A drugged driver who killed a father biking with his daughter during the coronavirus nationwide lockdown has today been jailed for more than five years.
James Harrison Solvander, 33, crashed into 48-year-old Clint Hoeben and his 14-year-old daughter as they cycled near Fernside in North Canterbury on April 2.
Hoeben was killed and his daughter suffered minor injuries.
Solvander pleaded guilty at Christchurch District Court to drug-driving causing death and drug-driving causing injury.
Today, a judge told Solvander he was "an accident and tragedy waiting to happen".
Devastated wife of 24 years, Charmaine Hoeben told Solvander in the dock the widespread impact his actions have had.
It was a beautiful, clear sunny afternoon and Hoeben wanted his children, in lockdown, to
exercise in the fresh air.
What should have been a special bonding moment between a daughter and a father turned into a "horrific life-altering nightmare", she said.
"Clint's death has left a huge hole in our lives," she said.
"You chose to take drugs and get behind the wheel."
She questioned what was so urgent that Solvander had to break lockdown rules and drive knowing he was not in a fit state.
"We will suffer his life for a very long time," said Charmaine Hoeben.
Crown prosecutor Aaron Harvey said Solvander had an "appalling history" of impaired driving, and it "appears that he doesn't get it".
Solvander was today also convicted of drug driving on October 27 last year and careless driving on March 19. He also admitted a raft of other drugs charges.
Solvander claimed he didn't know it was lockdown, not owning a television or taking notice of any news media, defence counsel Stephen Hembrow said.
"He wishes he could turn the clock back, but he can't," the lawyer said.
Judge Gilbert said Solvander had "devastated the lives of a lot of people".
He highlighted his "terrible history of offending", especially his eight convictions involving driving and impaired driving.
And although Solvander was now sorry for what he had done, Judge Gilbert told him: "It's too late for that."
The court heard that Solvander was driving a Toyota Hiace van on Oxford Rd when the crash happened about 12.35pm on April 2.
Hoeben was cycling behind his daughter when he was struck from behind and thrown about 40m.
The girl was knocked from her bike and fell onto the road.
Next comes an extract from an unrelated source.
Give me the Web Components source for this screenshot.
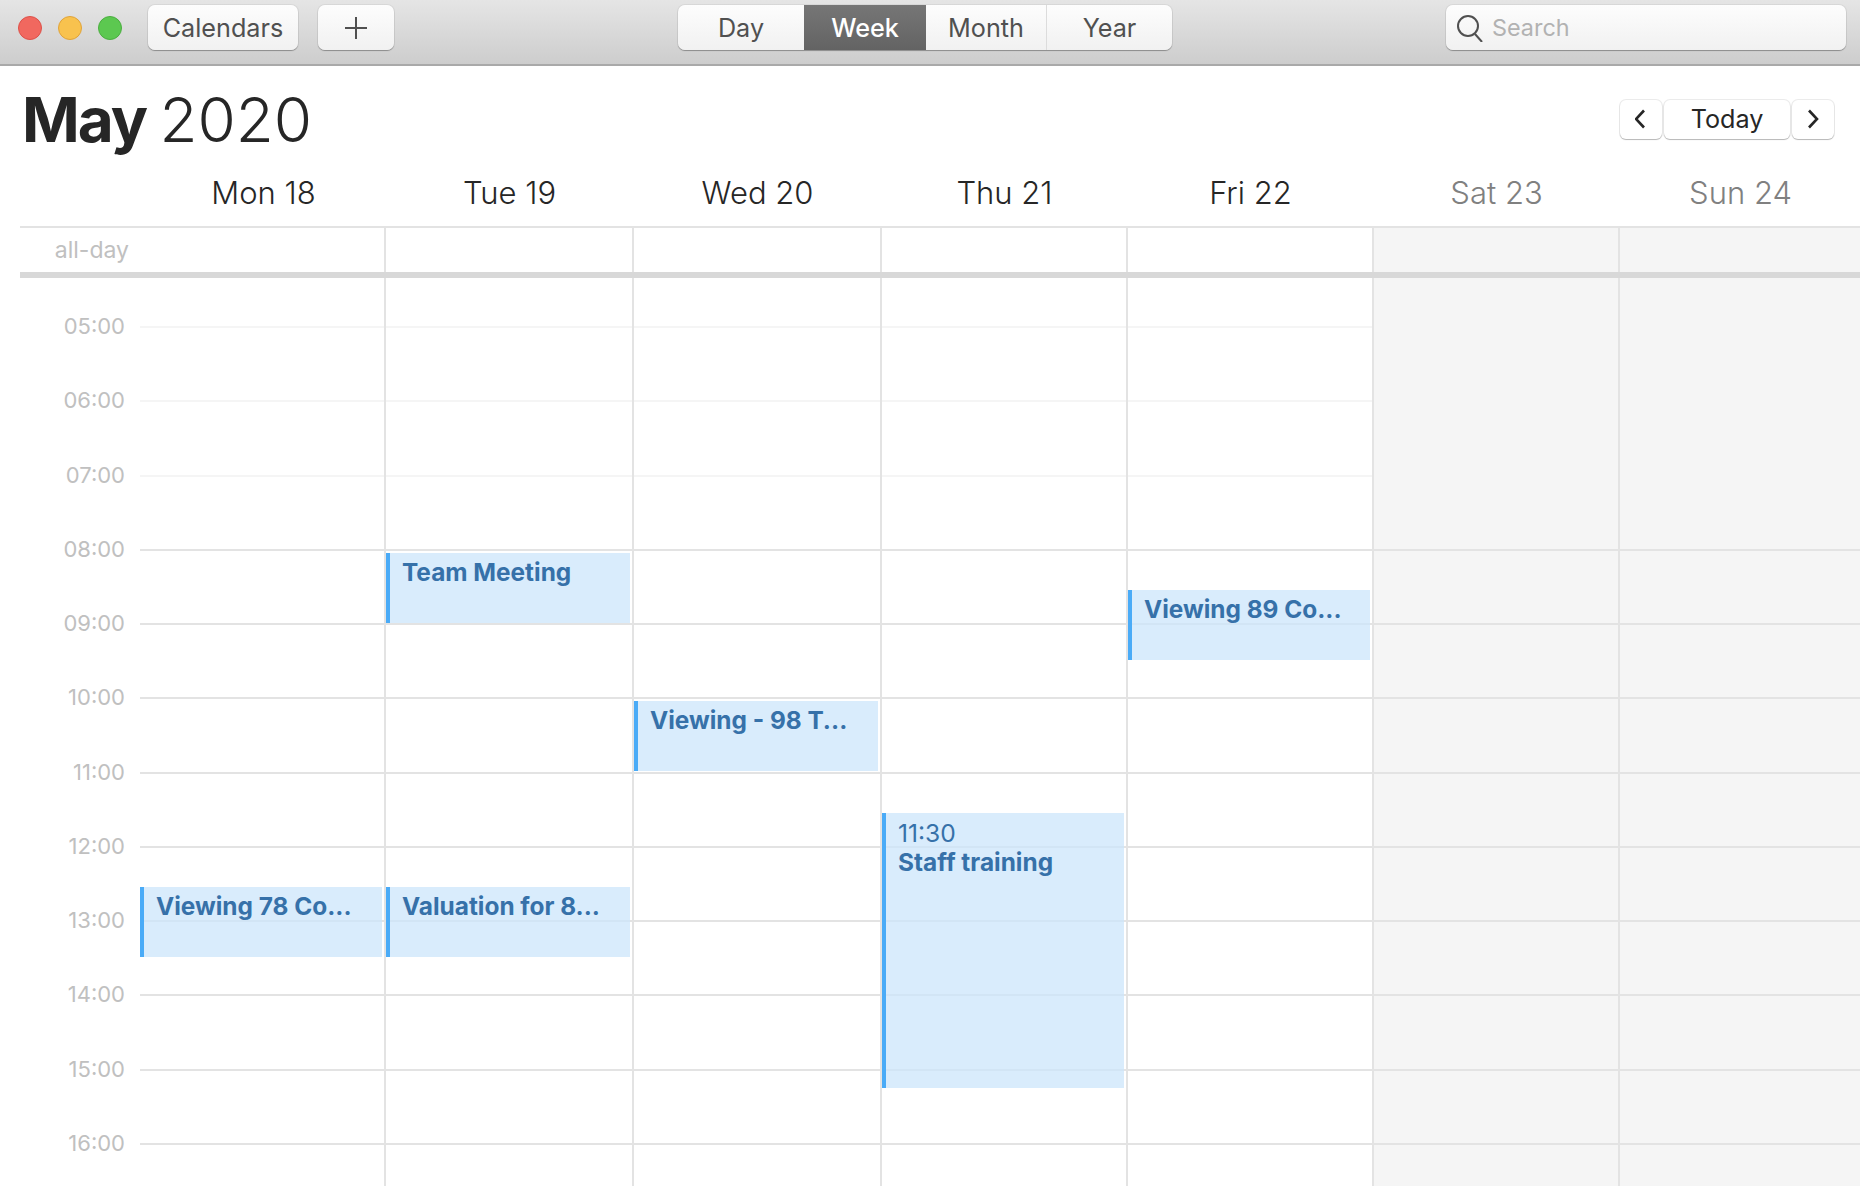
<!DOCTYPE html>
<html lang="en">
<head>
<meta charset="utf-8">
<title>Calendar</title>
<style>
    html, body { margin: 0; height: 100%; background: #fff; }
    body { font-family: Inter, "Liberation Sans", sans-serif; overflow: hidden; }
</style>
</head>
<body>
<calendar-app>
    <mac-toolbar></mac-toolbar>
    <month-header><b>May</b> 2020</month-header>
    <week-header></week-header>
    <all-day-row></all-day-row>
    <time-grid>
        <day-column first>
            <cal-event start="12:30" end="13:30">Viewing 78 Co...</cal-event>
        </day-column>
        <day-column>
            <cal-event start="08:00" end="09:00">Team Meeting</cal-event>
            <cal-event start="12:30" end="13:30">Valuation for 8...</cal-event>
        </day-column>
        <day-column>
            <cal-event start="10:00" end="11:00" style="margin-bottom: 1px">Viewing - 98 T...</cal-event>
        </day-column>
        <day-column>
            <cal-event start="11:30" end="15:15" time="11:30" style="margin-bottom: -1px">Staff training</cal-event>
        </day-column>
        <day-column>
            <cal-event start="08:30" end="09:30">Viewing 89 Co...</cal-event>
        </day-column>
        <day-column></day-column>
        <day-column></day-column>
    </time-grid>
</calendar-app>

<script>
class CalendarApp extends HTMLElement {
    constructor() {
        super();
        this.attachShadow({ mode: 'open' });
    }

    connectedCallback() {
        this.shadowRoot.innerHTML = `
            <style>
                :host {
                    display: flex;
                    flex-direction: column;
                    height: 1186px;
                    overflow: hidden;
                    --week-cols: 120px 244px 248px 248px 246px 246px 246px 1fr;
                    --line: #e3e3e3;
                }
            </style>
            <slot></slot>
        `;
    }
}

class ToolButton extends HTMLElement {
    constructor() {
        super();
        this.attachShadow({ mode: 'open' });
    }

    connectedCallback() {
        this.shadowRoot.innerHTML = `
            <style>
                :host {
                    display: flex;
                    align-items: center;
                    justify-content: center;
                    box-sizing: border-box;
                    height: 45px;
                    background: linear-gradient(#fdfdfd, #f1f1f1);
                    border-radius: 7px;
                    box-shadow: 0 0 0 1px rgba(0, 0, 0, 0.05), 0 1px 1px rgba(0, 0, 0, 0.3);
                    color: #505050;
                    font-size: 25.2px;
                }
            </style>
            <slot></slot>
        `;
    }
}

class SegmentedControl extends HTMLElement {
    constructor() {
        super();
        this.attachShadow({ mode: 'open' });
    }

    connectedCallback() {
        this.shadowRoot.innerHTML = `
            <style>
                :host {
                    display: flex;
                    height: 45px;
                    background: linear-gradient(#fdfdfd, #f1f1f1);
                    border-radius: 7px;
                    box-shadow: 0 0 0 1px rgba(0, 0, 0, 0.05), 0 1px 1px rgba(0, 0, 0, 0.3);
                    color: #505050;
                    font-size: 25.2px;
                    overflow: hidden;
                }
                div {
                    display: flex;
                    align-items: center;
                    justify-content: center;
                }
                .day { width: 126px; }
                .week { width: 122px; background: linear-gradient(#767676, #636363); color: #fff; font-weight: 500; }
                .month { width: 121px; border-right: 1px solid #dcdcdc; box-sizing: border-box; }
                .year { width: 125px; }
            </style>
            <div class="day">Day</div>
            <div class="week">Week</div>
            <div class="month">Month</div>
            <div class="year">Year</div>
        `;
    }
}

class SearchField extends HTMLElement {
    constructor() {
        super();
        this.attachShadow({ mode: 'open' });
    }

    connectedCallback() {
        this.shadowRoot.innerHTML = `
            <style>
                :host {
                    display: flex;
                    align-items: center;
                    gap: 9px;
                    box-sizing: border-box;
                    width: 400px;
                    height: 45px;
                    padding-left: 11px;
                    background: linear-gradient(#fdfdfd, #f1f1f1);
                    border-radius: 7px;
                    box-shadow: 0 0 0 1px rgba(0, 0, 0, 0.05), 0 1px 1px rgba(0, 0, 0, 0.3);
                    color: #b2b2b2;
                    font-size: 23.4px;
                }
                svg { flex: none; }
            </style>
            <svg width="26" height="28" viewBox="0 0 26 28" fill="none" stroke="#505050" stroke-width="2">
                <circle cx="11" cy="12" r="10"/>
                <path d="M18 20 L25 28"/>
            </svg>
            <span>Search</span>
        `;
    }
}

class MacToolbar extends HTMLElement {
    constructor() {
        super();
        this.attachShadow({ mode: 'open' });
    }

    connectedCallback() {
        this.shadowRoot.innerHTML = `
            <style>
                :host {
                    display: flex;
                    align-items: center;
                    flex: none;
                    box-sizing: border-box;
                    height: 66px;
                    padding: 0 14px 9px 18px;
                    background: linear-gradient(#e5e5e5, #cdcdcd);
                    border-bottom: 2px solid #a9a9a9;
                }
                .lights { display: flex; gap: 16px; margin-right: 26px; }
                .light { width: 24px; height: 24px; border-radius: 50%; box-sizing: border-box; }
                .close { background: #f1685f; border: 1px solid #dd5149; }
                .min { background: #f8c24e; border: 1px solid #e0a33a; }
                .max { background: #5cc850; border: 1px solid #4bae40; }
                .calendars { width: 150px; margin-right: 20px; }
                .add { width: 76px; }
                segmented-control { margin-left: 284px; }
                search-field { margin-left: auto; }
            </style>
            <div class="lights">
                <div class="light close"></div>
                <div class="light min"></div>
                <div class="light max"></div>
            </div>
            <tool-button class="calendars">Calendars</tool-button>
            <tool-button class="add">
                <svg width="22" height="22" viewBox="0 0 22 22" stroke="#505050" stroke-width="2">
                    <path d="M11 0 V22 M0 11 H22"/>
                </svg>
            </tool-button>
            <segmented-control></segmented-control>
            <search-field></search-field>
        `;
    }
}

class WeekNav extends HTMLElement {
    constructor() {
        super();
        this.attachShadow({ mode: 'open' });
    }

    connectedCallback() {
        this.shadowRoot.innerHTML = `
            <style>
                :host { display: flex; gap: 2px; }
                button {
                    display: flex;
                    align-items: center;
                    justify-content: center;
                    height: 39px;
                    padding: 0;
                    background: #fff;
                    border: none;
                    border-radius: 6px;
                    box-shadow: 0 0 0 1px rgba(0, 0, 0, 0.08), 0 1px 1px rgba(0, 0, 0, 0.22);
                    color: #262626;
                    font: 400 25.2px Inter, "Liberation Sans", sans-serif;
                }
                .arrow { width: 42px; }
                .today { width: 126px; }
            </style>
            <button class="arrow" aria-label="Previous">
                <svg width="12" height="20" viewBox="0 0 12 20" fill="none" stroke="#262626" stroke-width="2.6">
                    <path d="M9 1.5 L1 10 L9 18.5"/>
                </svg>
            </button>
            <button class="today">Today</button>
            <button class="arrow" aria-label="Next">
                <svg width="12" height="20" viewBox="0 0 12 20" fill="none" stroke="#262626" stroke-width="2.6">
                    <path d="M2 1.5 L10 10 L2 18.5"/>
                </svg>
            </button>
        `;
    }
}

class MonthHeader extends HTMLElement {
    constructor() {
        super();
        this.attachShadow({ mode: 'open' });
    }

    connectedCallback() {
        this.shadowRoot.innerHTML = `
            <style>
                :host {
                    display: flex;
                    align-items: center;
                    justify-content: space-between;
                    flex: none;
                    height: 106px;
                    padding: 0 26px 0 22px;
                    color: #262626;
                }
                h1 { margin: 0; font-size: 62px; font-weight: 300; word-spacing: -4px; }
                ::slotted(b) { font-weight: 700; letter-spacing: -2px; }
            </style>
            <h1><slot></slot></h1>
            <week-nav></week-nav>
        `;
    }
}

class WeekHeader extends HTMLElement {
    constructor() {
        super();
        this.attachShadow({ mode: 'open' });
    }

    connectedCallback() {
        const days = ['Mon 18', 'Tue 19', 'Wed 20', 'Thu 21', 'Fri 22', 'Sat 23', 'Sun 24'];
        const cells = days.map((d, i) => `<div class="${i > 4 ? 'off' : ''}">${d}</div>`).join('');
        this.shadowRoot.innerHTML = `
            <style>
                :host {
                    display: grid;
                    grid-template-columns: var(--week-cols);
                    flex: none;
                    box-sizing: border-box;
                    height: 56px;
                    margin-left: 20px;
                    padding-bottom: 14px;
                    border-bottom: 2px solid var(--line);
                    color: #262626;
                    font-size: 31px;
                    font-weight: 300;
                }
                div { display: flex; align-items: center; justify-content: center; padding-left: 3px; }
                .off { color: #808080; }
            </style>
            <span></span>
            ${cells}
        `;
    }
}

class AllDayRow extends HTMLElement {
    constructor() {
        super();
        this.attachShadow({ mode: 'open' });
    }

    connectedCallback() {
        this.shadowRoot.innerHTML = `
            <style>
                :host {
                    display: grid;
                    grid-template-columns: var(--week-cols);
                    flex: none;
                    box-sizing: border-box;
                    height: 50px;
                    margin-left: 20px;
                    border-bottom: 6px solid #d8d8d8;
                }
                .label {
                    display: flex;
                    align-items: center;
                    justify-content: flex-end;
                    padding-right: 11px;
                    color: #c0c0c0;
                    font-size: 23px;
                }
                .cell { border-left: 2px solid var(--line); }
                .off { background: #f5f5f5; }
            </style>
            <div class="label">all-day</div>
            <div></div>
            <div class="cell"></div>
            <div class="cell"></div>
            <div class="cell"></div>
            <div class="cell"></div>
            <div class="cell off"></div>
            <div class="cell off"></div>
        `;
    }
}

class HourRow extends HTMLElement {
    constructor() {
        super();
        this.attachShadow({ mode: 'open' });
    }

    connectedCallback() {
        this.shadowRoot.innerHTML = `
            <style>
                :host {
                    display: flex;
                    box-sizing: border-box;
                    height: 74.25px;
                    padding-left: 20px;
                }
                .label {
                    flex: none;
                    box-sizing: border-box;
                    width: 120px;
                    padding-right: 15px;
                    color: #c0c0c0;
                    font-size: 22px;
                    line-height: 0;
                    text-align: right;
                }
                .line { flex: 1; height: 2px; background: var(--line); }
                :host([dim]) .line { background: #f5f5f5; }
            </style>
            <div class="label"><slot></slot></div>
            <div class="line"></div>
        `;
    }
}

class TimeGrid extends HTMLElement {
    constructor() {
        super();
        this.attachShadow({ mode: 'open' });
    }

    connectedCallback() {
        let rows = '';
        for (let h = 5; h <= 16; h++) {
            const label = String(h).padStart(2, '0') + ':00';
            rows += `<hour-row ${h < 8 ? 'dim' : ''}>${label}</hour-row>`;
        }
        this.shadowRoot.innerHTML = `
            <style>
                :host {
                    display: grid;
                    grid-template-columns: 1fr;
                    flex: 1;
                    min-height: 0;
                    overflow: hidden;
                    background: linear-gradient(to right, transparent 1372px, #f5f5f5 1372px);
                }
                .rows, .days { grid-area: 1 / 1; }
                .rows { padding-top: 48px; }
                .days {
                    display: grid;
                    grid-template-columns: var(--week-cols);
                    padding-left: 20px;
                }
                .days::before { content: ""; }
            </style>
            <div class="rows">${rows}</div>
            <div class="days"><slot></slot></div>
        `;
    }
}

class DayColumn extends HTMLElement {
    constructor() {
        super();
        this.attachShadow({ mode: 'open' });
    }

    connectedCallback() {
        this.shadowRoot.innerHTML = `
            <style>
                :host {
                    display: grid;
                    grid-auto-rows: 18.5625px;
                    align-content: start;
                    box-sizing: border-box;
                    padding-top: 48px;
                    border-left: 2px solid var(--line);
                }
                :host([first]) { border-left: none; }
            </style>
            <slot></slot>
        `;
    }
}

class CalEvent extends HTMLElement {
    constructor() {
        super();
        this.attachShadow({ mode: 'open' });
    }

    // quarter-hour tracks, counted from 05:00
    track(time) {
        const [h, m] = time.split(':').map(Number);
        return (h - 5) * 4 + m / 15 + 1;
    }

    connectedCallback() {
        const from = this.track(this.getAttribute('start'));
        const to = this.track(this.getAttribute('end'));
        this.style.gridRow = `${from} / ${to}`;
        const time = this.getAttribute('time');
        this.shadowRoot.innerHTML = `
            <style>
                :host {
                    display: block;
                    grid-column: 1;
                    box-sizing: border-box;
                    margin: 4px 2px 0 0;
                    padding: 5px 8px 0 12px;
                    background: rgba(204, 229, 251, 0.75);
                    border-left: 4px solid #4aabf7;
                    color: #3671a9;
                    font-size: 24.4px;
                    line-height: 30px;
                    overflow: hidden;
                    white-space: nowrap;
                }
                .time { font-size: 24.6px; }
                .title { font-weight: 700; margin-top: -1px; }
            </style>
            ${time ? `<div class="time">${time}</div>` : ''}
            <div class="title"><slot></slot></div>
        `;
    }
}

customElements.define('calendar-app', CalendarApp);
customElements.define('tool-button', ToolButton);
customElements.define('segmented-control', SegmentedControl);
customElements.define('search-field', SearchField);
customElements.define('mac-toolbar', MacToolbar);
customElements.define('week-nav', WeekNav);
customElements.define('month-header', MonthHeader);
customElements.define('week-header', WeekHeader);
customElements.define('all-day-row', AllDayRow);
customElements.define('hour-row', HourRow);
customElements.define('time-grid', TimeGrid);
customElements.define('day-column', DayColumn);
customElements.define('cal-event', CalEvent);
</script>
</body>
</html>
She received extensive grazing to her legs and arms, and her father died at the scene from head and neck trauma.
When police showed up, Solvander passed a roadside breath screening test but failed a compulsory impairment test at Kaiapoi's police station.
A blood test found methamphetamine and diazepam in his system.
Police found a tin containing a pistol and 27 rounds of .22 calibre ammunition in the long grass next to where Solvander's van stopped after the crash. Solvander's DNA was found on the pistol's trigger.
Solvander told officers he was going to see a friend about a tattoo.
Solvander was jailed for five years and five months.
Family and friends rallied around the Hoeben family, including members of a dog community that Hoeben was involved with.
A Givealittle page set up to help the Hoebens ended up raising more than $42,000 for his children.
Clint Hoeben was said to have a great passion for dogs and was heavily involved with the community; as president of the Mainland Staffordshire Bull Terrier Society and the vice-president of Dogs New Zealand.
He was also a member of the NZ Dog Judges Association.
"Clint made an incredible contribution to the Stafford community and the dog community worldwide," a message on the Givealittle page reads.
"Clint was an incredible friend, mentor and family man with a huge sense of humour and his loss is beyond measure to all those who knew him; his beautiful wife Charmaine, his children Tara and Cameron, his parents Lorraine and John and many, many friends."
The message acknowledged that because many of them weren't able to be there for them in person - because of the Covid-19 lockdown - they created the page to help in that way.
"We have set up this page with all proceeds going to his children, [of] whom he was very proud."
The North Canterbury Kennel Association also paid tribute to the man who had brought his family to New Zealand from South Africa more than a decade ago for a better life.
"Clint's passion was his staffies, but there was nothing in his life that surpassed his love of Charmaine and their children Tara and Cam," an online post read.
They ended it by simply describing him as "Clint - a real nice guy".